» **Task to carry out**: Exactly repeat the material, dropping only the pictures.

» **Collected material**:

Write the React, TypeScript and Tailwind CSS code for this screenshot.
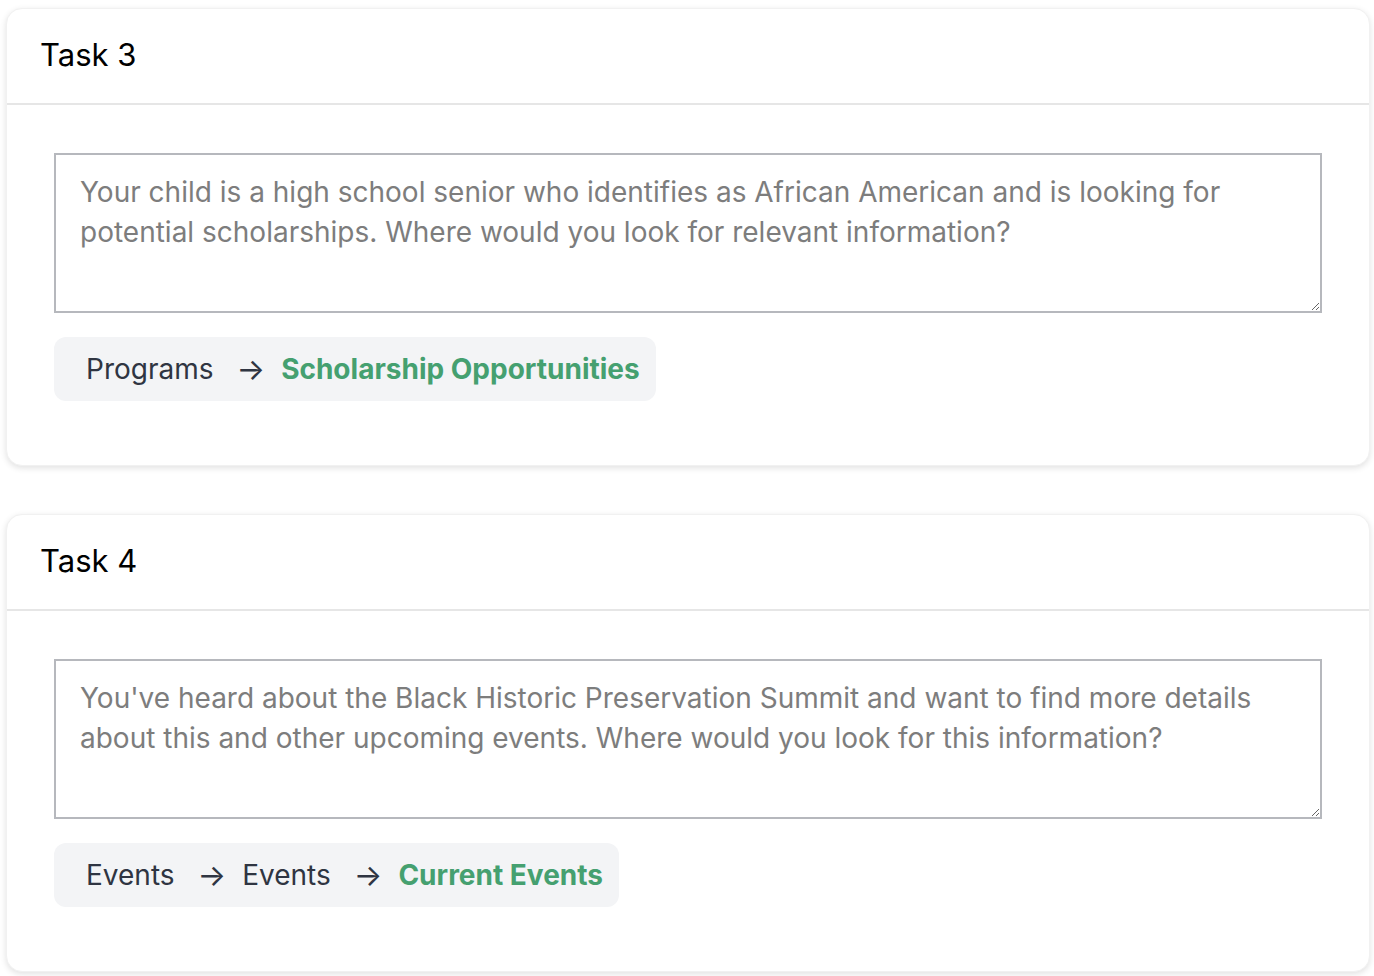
import React from "react";

type Task = {
  title: string;
  prompt: string;
  path: string[];
};

const TASKS: Task[] = [
  {
    title: "Task 3",
    prompt:
      "Your child is a high school senior who identifies as African American and is looking for potential scholarships. Where would you look for relevant information?",
    path: ["Programs", "Scholarship Opportunities"],
  },
  {
    title: "Task 4",
    prompt:
      "You've heard about the Black Historic Preservation Summit and want to find more details about this and other upcoming events. Where would you look for this information?",
    path: ["Events", "Events", "Current Events"],
  },
];

function TaskCard({ task }: { task: Task }) {
  const last = task.path.length - 1;
  return (
    <div className="rounded-2xl border border-[#f1f1f1] bg-white shadow-[0_2px_6px_rgba(0,0,0,0.12)]">
      <div className="flex h-[96px] items-center border-b-2 border-[#e6e6e6] px-[33px] pb-[3px]">
        <h2 className="text-[31px] leading-none text-black">{task.title}</h2>
      </div>
      <div className="px-[47px] pt-[48px] pb-[64px]">
        <textarea
          readOnly
          defaultValue={task.prompt}
          className="block h-[160px] w-full resize-y border-2 border-[#b6b8bd] bg-white px-[24px] pt-[17px] pb-[8px] text-[28px] leading-[40px] text-[#7d7d7d] outline-none"
        />
        <div className="mt-[24px] inline-flex h-[64px] items-center rounded-xl bg-[#f3f4f6] pl-[32px] pr-[16px] text-[28px] text-[#2f3542]">
          {task.path.map((p, i) => (
            <React.Fragment key={i}>
              {i > 0 && <span className="ml-[23px] mr-[16px] text-[30px] leading-none">→</span>}
              <span className={i === last ? "font-bold text-[#45a070]" : ""}>{p}</span>
            </React.Fragment>
          ))}
        </div>
      </div>
    </div>
  );
}

export default function App() {
  return (
    <div
      className="min-h-screen bg-white pt-[8px] pl-[6px] pr-[4px]"
      style={{ fontFamily: "Inter, 'Noto Sans', sans-serif" }}
    >
      <div className="flex flex-col gap-[48px]">
        {TASKS.map((t) => (
          <TaskCard key={t.title} task={t} />
        ))}
      </div>
    </div>
  );
}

» **Exercise output**:
Write the React, TypeScript and Tailwind CSS code for this screenshot.
import React from "react";

type Task = {
  title: string;
  prompt: string;
  path: string[];
};

const TASKS: Task[] = [
  {
    title: "Task 3",
    prompt:
      "Your child is a high school senior who identifies as African American and is looking for potential scholarships. Where would you look for relevant information?",
    path: ["Programs", "Scholarship Opportunities"],
  },
  {
    title: "Task 4",
    prompt:
      "You've heard about the Black Historic Preservation Summit and want to find more details about this and other upcoming events. Where would you look for this information?",
    path: ["Events", "Events", "Current Events"],
  },
];

function TaskCard({ task }: { task: Task }) {
  const last = task.path.length - 1;
  return (
    <div className="rounded-2xl border border-[#f1f1f1] bg-white shadow-[0_2px_6px_rgba(0,0,0,0.12)]">
      <div className="flex h-[96px] items-center border-b-2 border-[#e6e6e6] px-[33px] pb-[3px]">
        <h2 className="text-[31px] leading-none text-black">{task.title}</h2>
      </div>
      <div className="px-[47px] pt-[48px] pb-[64px]">
        <textarea
          readOnly
          defaultValue={task.prompt}
          className="block h-[160px] w-full resize-y border-2 border-[#b6b8bd] bg-white px-[24px] pt-[17px] pb-[8px] text-[28px] leading-[40px] text-[#7d7d7d] outline-none"
        />
        <div className="mt-[24px] inline-flex h-[64px] items-center rounded-xl bg-[#f3f4f6] pl-[32px] pr-[16px] text-[28px] text-[#2f3542]">
          {task.path.map((p, i) => (
            <React.Fragment key={i}>
              {i > 0 && <span className="ml-[23px] mr-[16px] text-[30px] leading-none">→</span>}
              <span className={i === last ? "font-bold text-[#45a070]" : ""}>{p}</span>
            </React.Fragment>
          ))}
        </div>
      </div>
    </div>
  );
}

export default function App() {
  return (
    <div
      className="min-h-screen bg-white pt-[8px] pl-[6px] pr-[4px]"
      style={{ fontFamily: "Inter, 'Noto Sans', sans-serif" }}
    >
      <div className="flex flex-col gap-[48px]">
        {TASKS.map((t) => (
          <TaskCard key={t.title} task={t} />
        ))}
      </div>
    </div>
  );
}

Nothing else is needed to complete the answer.